* [SOURCE MATERIAL]:
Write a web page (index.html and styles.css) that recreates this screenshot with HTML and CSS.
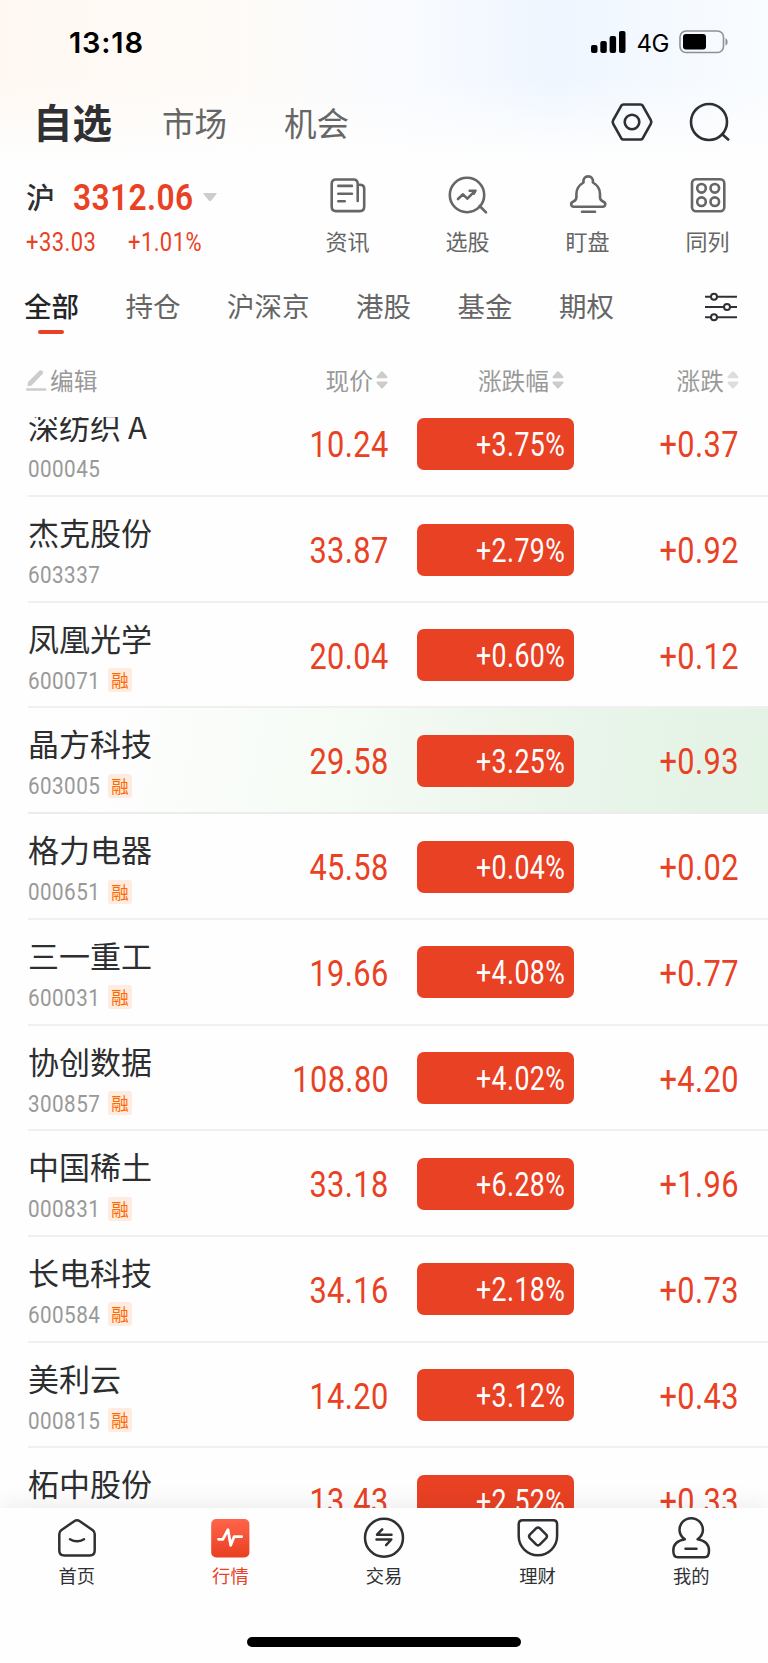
FILE: index.html
```html
<!DOCTYPE html>
<html lang="zh-CN">
<head>
    <meta charset="UTF-8">
    <meta name="viewport" content="width=device-width, initial-scale=1.0">
    <title>自选</title>
    <link rel="stylesheet" href="styles.css">
</head>
<body>
    <div class="app">
        <header class="top">
            <div class="status">
                <span class="time">13:18</span>
                <div class="status-right">
                    <svg class="signal" width="36" height="24" viewBox="0 0 36 24">
                        <rect x="0" y="15" width="6.5" height="8" rx="2"/>
                        <rect x="9.3" y="11" width="6.5" height="12" rx="2"/>
                        <rect x="18.6" y="6" width="6.5" height="17" rx="2"/>
                        <rect x="28" y="1" width="6.5" height="22" rx="2"/>
                    </svg>
                    <span class="network">4G</span>
                    <svg class="battery" width="50" height="24" viewBox="0 0 50 24">
                        <rect x="1" y="1" width="43.5" height="21.5" rx="6" fill="none" stroke="#8e9094" stroke-width="1.6"/>
                        <rect x="4" y="4" width="23" height="15.5" rx="3"/>
                        <path d="M46.5 8.2c2.8 1 2.8 6.4 0 7.4z" fill="#8e9094"/>
                    </svg>
                </div>
            </div>
            <nav class="nav">
                <a class="nav-item active">自选</a>
                <a class="nav-item">市场</a>
                <a class="nav-item">机会</a>
                <div class="nav-icons">
                    <svg class="line-icon" width="44" height="44" viewBox="0 0 44 44">
                        <path d="M13.5 4.5h17q1.5 0 2.3 1.3l8 14.4q1 1.8 0 3.6l-8 14.4q-.8 1.3-2.3 1.3h-17q-1.5 0-2.3-1.3l-8-14.4q-1-1.800 0-3.600l8-14.400q.8-1.300 2.300-1.300z"/>
                        <circle cx="22" cy="22" r="7.3"/>
                    </svg>
                    <svg class="line-icon" width="44" height="44" viewBox="0 0 44 44">
                        <circle cx="22" cy="22" r="18"/>
                        <path d="M35.5 34.5l5.7 5"/>
                    </svg>
                </div>
            </nav>
        </header>

        <section class="summary">
            <div class="index">
                <div class="index-main">
                    <span class="index-name">沪</span>
                    <span class="index-value num">3312.06</span>
                    <svg class="caret" width="14" height="9" viewBox="0 0 14 9"><path d="M.5 0h13q.6.4 0 1.100L8 7.700q-1 .9-2 0L.5 1.100Q0 .4.5 0z"/></svg>
                </div>
                <div class="index-sub">
                    <span class="num">+33.03</span>
                    <span class="num">+1.01%</span>
                </div>
            </div>
            <div class="tools">
                <div class="tool">
                    <svg width="40" height="40" viewBox="0 0 40 40">
                        <path d="M29.7 26V8.800q0-4.300-4.200-4.300H7.900Q3.700 4.500 3.700 8.800v23q0 4.300 4.200 4.300h24.100q4.200 0 4.200-4.300V13.500q0-3.800-4.500-3.800"/>
                        <path d="M10.300 10.900h13.600M10.300 18.700h13.600M10.300 26.300h6.400"/>
                    </svg>
                    <span>资讯</span>
                </div>
                <div class="tool">
                    <svg width="40" height="40" viewBox="0 0 40 40">
                        <circle cx="19" cy="20" r="17.2"/>
                        <path d="M31.7 31l6.300 6.300M10 24l5-4.700 4.300 4.400 7.500-7.500M21.700 15.700h5.800l-1.700 3"/>
                    </svg>
                    <span>选股</span>
                </div>
                <div class="tool">
                    <svg width="40" height="40" viewBox="0 0 40 40">
                        <path d="M15.5 7.500C15 3.500 17 1.400 20.200 1.400s5.200 2.100 4.700 6.100C30 10.500 32 14 32 19v3.500c0 2.800 1.500 3.200 3.700 4.300 2.600 1.400 1.700 4.900-1 4.900H5.700c-2.700 0-3.600-3.500-1-4.900 2.200-1.100 3.700-1.500 3.700-4.300V19c0-5 2-8.500 7.100-11.500z"/>
                        <path d="M14 36.700h13"/>
                    </svg>
                    <span>盯盘</span>
                </div>
                <div class="tool">
                    <svg width="40" height="40" viewBox="0 0 40 40">
                        <rect x="4" y="4.2" width="32.3" height="32" rx="4"/>
                        <circle cx="13.5" cy="13.3" r="4.3"/>
                        <circle cx="26.8" cy="13.3" r="4.3"/>
                        <circle cx="13.5" cy="26.7" r="4.3"/>
                        <circle cx="26.8" cy="26.7" r="4.3"/>
                    </svg>
                    <span>同列</span>
                </div>
            </div>
        </section>

        <nav class="tabs">
            <a class="tab active">全部</a>
            <a class="tab">持仓</a>
            <a class="tab">沪深京</a>
            <a class="tab">港股</a>
            <a class="tab">基金</a>
            <a class="tab">期权</a>
            <svg class="filter" width="32" height="30" viewBox="0 0 32 30">
                <path d="M.5 4.700h5.500M12 4.700h19.500M.5 15h18.500M25 15h6.500M.5 25.200h5.500M12 25.200h19.500"/>
                <circle cx="9" cy="4.7" r="3"/>
                <circle cx="22" cy="15" r="3"/>
                <circle cx="9" cy="25.2" r="3"/>
            </svg>
        </nav>

        <div class="list-head">
            <div class="edit">
                <svg width="21" height="21" viewBox="0 0 21 21"><path d="M1.500 16.500l.5-4.500L13.500.6q1.500-1 3 .4 1.200 1.500 0 3L5.500 15.500zM1 18.300h18.500q1 0 1 1.200t-1 1.200H1q-1 0-1-1.200t1-1.200z"/></svg>
                <span>编辑</span>
            </div>
            <div class="sort">现价<svg width="12" height="18" viewBox="0 0 12 18"><path d="M5 .8q1-1 2 0l4.300 4.700q.7 1.500-.8 1.700h-9Q0 7 .7 5.500zM1.500 10.500h9q1.500.2.8 1.700L7 16.900q-1 1-2 0L.7 12.200q-.7-1.500.8-1.700z"/></svg></div>
            <div class="sort">涨跌幅<svg width="12" height="18" viewBox="0 0 12 18"><path d="M5 .8q1-1 2 0l4.300 4.700q.7 1.500-.8 1.700h-9Q0 7 .7 5.500zM1.500 10.500h9q1.500.2.8 1.700L7 16.900q-1 1-2 0L.7 12.200q-.7-1.500.8-1.700z"/></svg></div>
            <div class="sort light">涨跌<svg width="12" height="18" viewBox="0 0 12 18"><path d="M5 .8q1-1 2 0l4.300 4.700q.7 1.500-.8 1.700h-9Q0 7 .7 5.500zM1.500 10.500h9q1.500.2.8 1.700L7 16.900q-1 1-2 0L.7 12.200q-.7-1.500.8-1.700z"/></svg></div>
        </div>

        <main class="list">
            <div class="row">
                <div class="stock"><div class="name">深纺织 A</div><div class="meta"><span class="code num">000045</span></div></div>
                <div class="price"><span class="num">10.24</span></div>
                <div class="pill"><span class="num">+3.75%</span></div>
                <div class="change"><span class="num">+0.37</span></div>
            </div>
            <div class="row">
                <div class="stock"><div class="name">杰克股份</div><div class="meta"><span class="code num">603337</span></div></div>
                <div class="price"><span class="num">33.87</span></div>
                <div class="pill"><span class="num">+2.79%</span></div>
                <div class="change"><span class="num">+0.92</span></div>
            </div>
            <div class="row">
                <div class="stock"><div class="name">凤凰光学</div><div class="meta"><span class="code num">600071</span><span class="tag">融</span></div></div>
                <div class="price"><span class="num">20.04</span></div>
                <div class="pill"><span class="num">+0.60%</span></div>
                <div class="change"><span class="num">+0.12</span></div>
            </div>
            <div class="row flash">
                <div class="stock"><div class="name">晶方科技</div><div class="meta"><span class="code num">603005</span><span class="tag">融</span></div></div>
                <div class="price"><span class="num">29.58</span></div>
                <div class="pill"><span class="num">+3.25%</span></div>
                <div class="change"><span class="num">+0.93</span></div>
            </div>
            <div class="row">
                <div class="stock"><div class="name">格力电器</div><div class="meta"><span class="code num">000651</span><span class="tag">融</span></div></div>
                <div class="price"><span class="num">45.58</span></div>
                <div class="pill"><span class="num">+0.04%</span></div>
                <div class="change"><span class="num">+0.02</span></div>
            </div>
            <div class="row">
                <div class="stock"><div class="name">三一重工</div><div class="meta"><span class="code num">600031</span><span class="tag">融</span></div></div>
                <div class="price"><span class="num">19.66</span></div>
                <div class="pill"><span class="num">+4.08%</span></div>
                <div class="change"><span class="num">+0.77</span></div>
            </div>
            <div class="row">
                <div class="stock"><div class="name">协创数据</div><div class="meta"><span class="code num">300857</span><span class="tag">融</span></div></div>
                <div class="price"><span class="num">108.80</span></div>
                <div class="pill"><span class="num">+4.02%</span></div>
                <div class="change"><span class="num">+4.20</span></div>
            </div>
            <div class="row">
                <div class="stock"><div class="name">中国稀土</div><div class="meta"><span class="code num">000831</span><span class="tag">融</span></div></div>
                <div class="price"><span class="num">33.18</span></div>
                <div class="pill"><span class="num">+6.28%</span></div>
                <div class="change"><span class="num">+1.96</span></div>
            </div>
            <div class="row">
                <div class="stock"><div class="name">长电科技</div><div class="meta"><span class="code num">600584</span><span class="tag">融</span></div></div>
                <div class="price"><span class="num">34.16</span></div>
                <div class="pill"><span class="num">+2.18%</span></div>
                <div class="change"><span class="num">+0.73</span></div>
            </div>
            <div class="row">
                <div class="stock"><div class="name">美利云</div><div class="meta"><span class="code num">000815</span><span class="tag">融</span></div></div>
                <div class="price"><span class="num">14.20</span></div>
                <div class="pill"><span class="num">+3.12%</span></div>
                <div class="change"><span class="num">+0.43</span></div>
            </div>
            <div class="row">
                <div class="stock"><div class="name">柘中股份</div></div>
                <div class="price"><span class="num">13.43</span></div>
                <div class="pill"><span class="num">+2.52%</span></div>
                <div class="change"><span class="num">+0.33</span></div>
            </div>
        </main>

        <footer class="bottom">
            <nav class="tabbar">
                <a class="bar-item">
                    <svg class="line-icon" width="44" height="44" viewBox="0 0 44 44">
                        <path d="M19.200 5.200q2.800-1.900 5.600 0l13 9q1.900 1.500 1.900 3.800v16.500q0 5-5 5H9.300q-5 0-5-5V18q0-2.300 1.900-3.800z"/>
                        <path d="M15 23.200q7 4.200 14 0"/>
                    </svg>
                    <span>首页</span>
                </a>
                <a class="bar-item active">
                    <svg width="44" height="44" viewBox="0 0 44 44">
                        <defs>
                            <linearGradient id="hot" x1="0" y1="0" x2="0" y2="1">
                                <stop offset="0" stop-color="#ff6549"/>
                                <stop offset="1" stop-color="#e93f22"/>
                            </linearGradient>
                        </defs>
                        <rect x="3.2" y="3" width="38.2" height="38.5" rx="5" fill="url(#hot)"/>
                        <path d="M10.500 23.300h4.300L20 13.700l2.700 15.600 3.400-8.600h7.500" fill="none" stroke="#fff" stroke-width="2.8" stroke-linecap="round" stroke-linejoin="round"/>
                    </svg>
                    <span>行情</span>
                </a>
                <a class="bar-item">
                    <svg class="line-icon" width="44" height="44" viewBox="0 0 44 44">
                        <circle cx="22" cy="21.7" r="19"/>
                        <path d="M29.500 18.700H15l5.200-5.400M14.500 23.500h14.800l-5.200 5.600"/>
                    </svg>
                    <span>交易</span>
                </a>
                <a class="bar-item">
                    <svg class="line-icon" width="44" height="44" viewBox="0 0 44 44">
                        <path d="M6.700 4.200h30.400q4 0 4 4V20c0 10.500-8.500 19.300-19.200 19.300S2.700 30.500 2.700 20V8.200q0-4 4-4z"/>
                        <path d="M20.300 12.200q1.700-1.500 3.400 0l6.500 6.500q1.500 1.700 0 3.400l-6.500 6.500q-1.700 1.500-3.400 0l-6.500-6.500q-1.500-1.700 0-3.400z"/>
                    </svg>
                    <span>理财</span>
                </a>
                <a class="bar-item">
                    <svg class="line-icon" width="44" height="44" viewBox="0 0 44 44">
                        <path d="M15.800 23.300C12 20.500 10.500 17.500 10.500 14c0-6.500 5-11.800 11.700-11.800S33.900 7.500 33.900 14c0 3.500-1.500 6.500-5.300 9.300 6.500 1.200 11.400 4.700 11.400 11.200 0 4.500-1.500 6.800-4.500 6.800H8.800c-3 0-4.500-2.300-4.500-6.800 0-6.500 5-10 11.500-11.200z"/>
                        <path d="M16.500 32.700h11"/>
                    </svg>
                    <span>我的</span>
                </a>
            </nav>
            <div class="home-indicator"></div>
        </footer>
    </div>
</body>
</html>
```
FILE: styles.css
```css
* {
    margin: 0;
    padding: 0;
    box-sizing: border-box;
}

body {
    background: #fefefe;
    font-family: "Noto Sans CJK SC", sans-serif;
    color: #2d2e30;
}

.app {
    display: flex;
    flex-direction: column;
    width: 768px;
    height: 1663px;
    overflow: hidden;
}

/* narrow figures used for every quote */
.num {
    display: inline-block;
    font-family: Roboto, sans-serif;
    font-weight: 450;
    letter-spacing: 0.5px;
    transform: scaleX(0.82);
    transform-origin: right center;
    white-space: nowrap;
}

.line-icon {
    fill: none;
    stroke: #2f3033;
    stroke-width: 2.5;
    stroke-linecap: round;
    stroke-linejoin: round;
}

/* header */
.top {
    height: 160px;
    background:
        linear-gradient(to bottom, rgba(254, 254, 254, 0) 50%, #fefefe 100%),
        linear-gradient(to right, #fff8f2 0%, #fefbf8 32%, #f9fbff 52%, #eff6ff 72%, #f9fcff 100%);
}

.status {
    display: flex;
    justify-content: space-between;
    align-items: center;
    height: 84px;
    padding: 0 39px 0 69px;
    color: #000;
}

.time {
    font-family: Inter, sans-serif;
    font-size: 29px;
    font-weight: 600;
    letter-spacing: 0.8px;
}

.status-right {
    display: flex;
    align-items: center;
}

.network {
    margin: 3px 10px 0 9px;
    font-family: Inter, sans-serif;
    font-size: 24px;
    letter-spacing: -0.4px;
}

.nav {
    display: flex;
    align-items: center;
    height: 76px;
    padding: 0 37px 0 33px;
}

.nav-item {
    height: 76px;
    margin-right: 57px;
    font-size: 32.5px;
    line-height: 76px;
    color: #666;
}

.nav-item.active {
    margin-right: 50px;
    font-size: 39.5px;
    font-weight: 700;
    line-height: 74px;
    color: #2f3033;
}

.nav-icons {
    display: flex;
    gap: 33.5px;
    margin-left: auto;
}

.nav-icons .line-icon {
    stroke-width: 2.6;
}

/* index quote and shortcuts */
.summary {
    display: flex;
    justify-content: space-between;
    height: 110px;
    padding: 15px 38.5px 0 26px;
}

.index-main,
.index-sub {
    display: flex;
    align-items: center;
    color: #e94124;
}

.index-main {
    height: 44px;
}

.index .num {
    transform: scaleX(0.845);
    transform-origin: left center;
}

.index-name {
    width: 47px;
    margin-top: -3px;
    font-size: 29px;
    font-weight: 500;
    color: #2f3033;
}

.index-value {
    width: 130px;
    font-size: 37.5px;
    font-weight: 600;
}

.caret {
    fill: #ccc;
}

.index-sub {
    height: 46px;
    font-size: 26px;
}

.index-sub .num {
    width: 102px;
}

.tools {
    display: flex;
    gap: 76px;
}

.tool {
    display: flex;
    flex-direction: column;
    align-items: center;
    width: 44px;
    font-size: 22px;
    line-height: 32px;
    color: #666;
}

.tool svg {
    margin-bottom: 9px;
    fill: none;
    stroke: #666;
    stroke-width: 2.6;
    stroke-linecap: round;
    stroke-linejoin: round;
}

/* group tabs */
.tabs {
    display: flex;
    align-items: center;
    height: 74px;
    padding: 0 31px 0 24px;
    font-size: 27.5px;
    color: #666;
}

.tab {
    position: relative;
    height: 74px;
    margin-right: 46.5px;
    line-height: 70px;
}

.tab.active {
    font-weight: 500;
    color: #242527;
}

.tab.active::after {
    content: "";
    position: absolute;
    left: 14px;
    bottom: 10px;
    width: 26px;
    height: 4px;
    border-radius: 2px;
    background: #e94124;
}

.filter {
    margin-left: auto;
    fill: none;
    stroke: #2f3033;
    stroke-width: 2;
    stroke-linecap: round;
}

/* list */
.list-head,
.row {
    display: grid;
    grid-template-columns: 1fr 140px 157px 164px;
}

.list-head {
    align-items: center;
    height: 73px;
    padding: 0 29px 0 26px;
    font-size: 23.7px;
    line-height: 34px;
    color: #999;
}

.edit,
.sort {
    display: flex;
    align-items: center;
}

.edit {
    gap: 3px;
}

.edit span {
    margin-top: -2px;
}

.edit svg,
.sort svg {
    fill: #ccc;
}

.sort {
    justify-content: flex-end;
    gap: 3px;
    margin-top: -1px;
}

.sort:nth-child(2) {
    margin-right: 30px;
    margin-left: -30px;
}

.sort:nth-child(3) {
    margin-right: 11px;
}

.sort.light svg {
    fill: #ddd;
}

.list {
    flex: none;
    height: 1091px;
    overflow: hidden;
}

.row {
    height: 105.7px;
    margin-left: 28px;
    padding-right: 29px;
    border-bottom: 2px solid #f0f0f0;
}

.row:first-child {
    margin-top: -25.6px;
}

.row.flash {
    margin-left: 0;
    padding-left: 28px;
    border-bottom: 0;
    background:
        linear-gradient(#ececec, #ececec) 28px 100% / 100% 2px no-repeat,
        linear-gradient(100deg, #fefefe 12%, #f5fbf5 45%, #eaf5eb 72%, #e3f3e4 100%);
}

.name {
    height: 46px;
    margin-top: 12px;
    font-size: 31px;
    line-height: 46px;
    white-space: nowrap;
}

.meta {
    display: flex;
    align-items: center;
    height: 39px;
    color: #999;
}

.code {
    width: 80px;
    font-size: 24.3px;
    transform: scaleX(0.85);
    transform-origin: left center;
}

.tag {
    width: 24px;
    height: 24px;
    border-radius: 3px;
    background: rgba(255, 110, 20, 0.12);
    font-size: 17.5px;
    line-height: 23px;
    text-align: center;
    color: #ff6a00;
}

.price,
.change {
    height: 103px;
    font-size: 37.5px;
    line-height: 99px;
    text-align: right;
    color: #e94124;
}

.price {
    margin: 0 29px 0 -29px;
}

.pill {
    height: 52px;
    margin: 26.5px 1px 0 -1px;
    padding-right: 9px;
    border-radius: 7px;
    background: #e94124;
    font-size: 33px;
    line-height: 49px;
    text-align: right;
    color: #fff;
}

.pill .num {
    transform: scaleX(0.81);
}

/* bottom bar */
.bottom {
    position: relative;
    flex: 1;
    background: #fefefe;
    box-shadow: 0 -2px 24px rgba(0, 0, 0, 0.08);
}

.tabbar {
    display: flex;
    padding-top: 8px;
}

.bar-item {
    display: flex;
    flex: 1;
    flex-direction: column;
    align-items: center;
    font-size: 18.3px;
    line-height: 26px;
    color: #2f3033;
}

.bar-item svg {
    margin-bottom: 2px;
}

.bar-item.active {
    color: #e94124;
}

.home-indicator {
    width: 274px;
    height: 10px;
    margin: 49px auto 0;
    border-radius: 5px;
    background: #000;
}
```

* [WHAT NEEDS TO BE DONE]:
Note how many lines of the material contain the string "styles". Then report that number by itself.

* [RESPONSE FOR THIS EXERCISE]:
3